The good news is that this application is completely possible (and almost, but 
not quite, inevitable).  The bad news is that it's still a ways off.  What it 
requires is enough people writing their Web documents in XML (with widely 
accepted element tag names) to make it worthwhile for the search engines to 
offer this kind of functionality.
There are probably a number of ways to jump-start this process, but the most 
obvious is a browser that supports XML+XSL so that Web masters are willing to 
write in XML.  (Sorry to those of you who find browser support of XML boring.) 
We also need namespaces, one or more Yahoo-like repositories for semi-standard 
DTDs/schemas (see www.schema.net for a start), and a solution to Tim's 
ought-to-be-famous "interesting and difficult problem of compounding DTDs".
I suggest that a short-term solution for the latter is to simply combine 
elements from different DTDs as one sees fit.  Although the resulting documents 
are not valid wrt their original DTDs and cannot be used by DTD-specific 
applications, XML does not require valid documents and the use of standard tags 
facilitates the search process.  I am advocating a certain degree of anarchy 
here, but the Web is inherently anarchic and if we wait until we find a way to 
combine DTDs without breaking DTD-specific applications, we're missing the 
chance to build some extremely useful applications right now.

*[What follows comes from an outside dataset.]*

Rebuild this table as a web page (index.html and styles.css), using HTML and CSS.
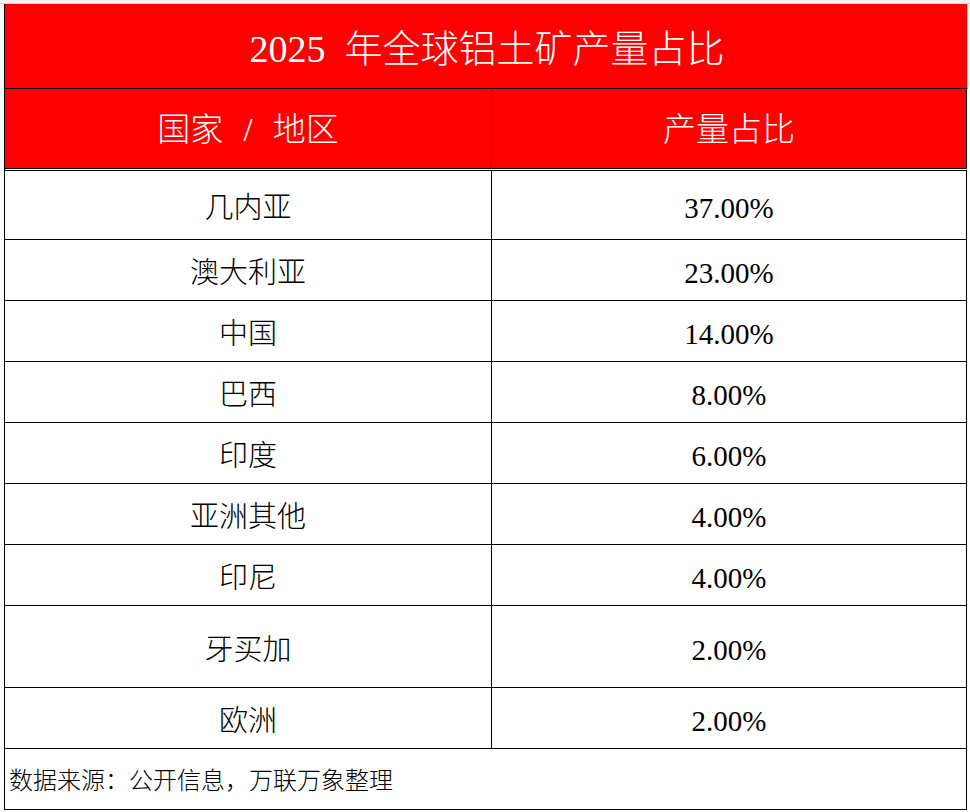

(By the way, a nice feature of XML editors that would help this along would be 
to read DTDs/schemas from said Yahoo-like repositories, let users insert 
elements whereever they want from whatever DTDs/schemas they want, and generate 
new DTDs as requested.)
In the mean time, XML is still extremely useful as a data transport and I agree 
with Chris von See, who said that XML's greatest potential is in data-based, not 
document-based, applications.  Just because the public won't see it doesn't mean 
they won't (indirectly) appreciate it.